Selama tugas liputan mudik lalu, saya menamatkan sebuah buku. Judulnya Family Traveler: 34 Hari Menuju Kilometer Nol Indonesia. Buku ini dibuat kakak kelas saya sewaktu kuliah, Kak Vina. Isinya tentang ia bersama suami dan anaknya yang berusia empat tahun, menempuh perjalanan dari Bali ke Aceh selama sebulan lebih. Buku terbitan Gong Publishing ini menceritakan hari per hari yang mereka jalani selama perjalanan itu. Ada beberapa cerita menarik dari nekadnya keluarga ini. Mereka cuma berangkat dengan bekal awal 500 ribu rupiah. Ongkos perjalanan berikutnya disambut dari satu lokasi ke lokasi berikutnya.

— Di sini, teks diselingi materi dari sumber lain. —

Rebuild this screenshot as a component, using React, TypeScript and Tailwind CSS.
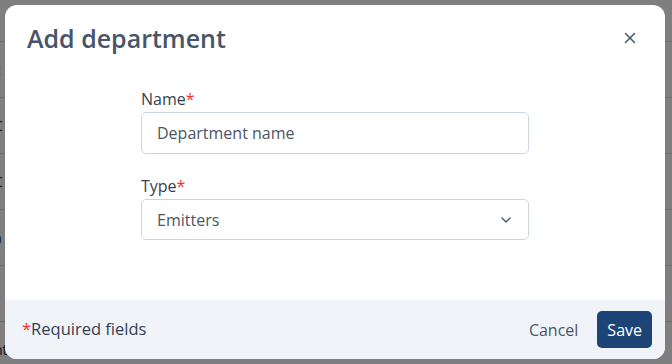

Misalnya ketika di hari keempat, ada tambahan dana dari sebuah acara yang dihadiri Kak Vina. Empat hari setelah itu, perjalanan panjang ini sudah hampir batal. Untung dua orang dewasa di mobil jenis city car ini bisa meredam emosinya masing-masing. Termasuk ketika mereka benar-benar putar balik arah dan mengarahkan mobil ke arah jalan pulang sebelum sampai di garis finish. Tersesat? Mereka alami juga. Soalnya memang patokannya dua aplikasi penunjuk arah. Setelah itu mereka memaksimalkan peran GPS, Gunakan Penduduk Setempat. Dari balik rintangan itu, ada temuan-temuan menarik untuk kita ikuti jika ingin menelusuri jejak mereka. Muncul beberapa rekomendasi tempat penginapan, visualisasinya, dan gambaran orang yang akan menyambut pendatang di daerah itu. Ada juga selipan tips agar pembaca bisa menikmati perjalanan pesawat dengan harga miring. Jadi, keluarga Kak Vina nggak hanya naik mobil. Ketika mengunjungi Belitung, perjalanan udara ternyata hitungannya lebih hemat, tentunya setelah tips tadi dijalani. Yang juga asik dari buku setebal 258 halaman ini, adalah pembahasan tentang Avi, anak tunggal pasangan Kak Vina-Bang Marvin. Akhir perjalanan mereka ternyata bertepatan dengan ulang tahun si gadis cilik. Kak Vina sebagai pencerita utama, menuliskan sesuatu sebagai ucapan selamat buat anaknya. Begitu juga dengan Bang Marvin, yang ternyata surat cintanya ini lebih panjang, dengan uraian yang menurut saya lebih menyentuh. Mungkin karena saya dan Bang Marvin sama-sama seorang bapak. Mungkin karena pembahasan tentang Avi dimulai dari kisah kelahirannya. Mungkin karena di bagian itulah tujuan utama perjalanan ini dijelaskan. []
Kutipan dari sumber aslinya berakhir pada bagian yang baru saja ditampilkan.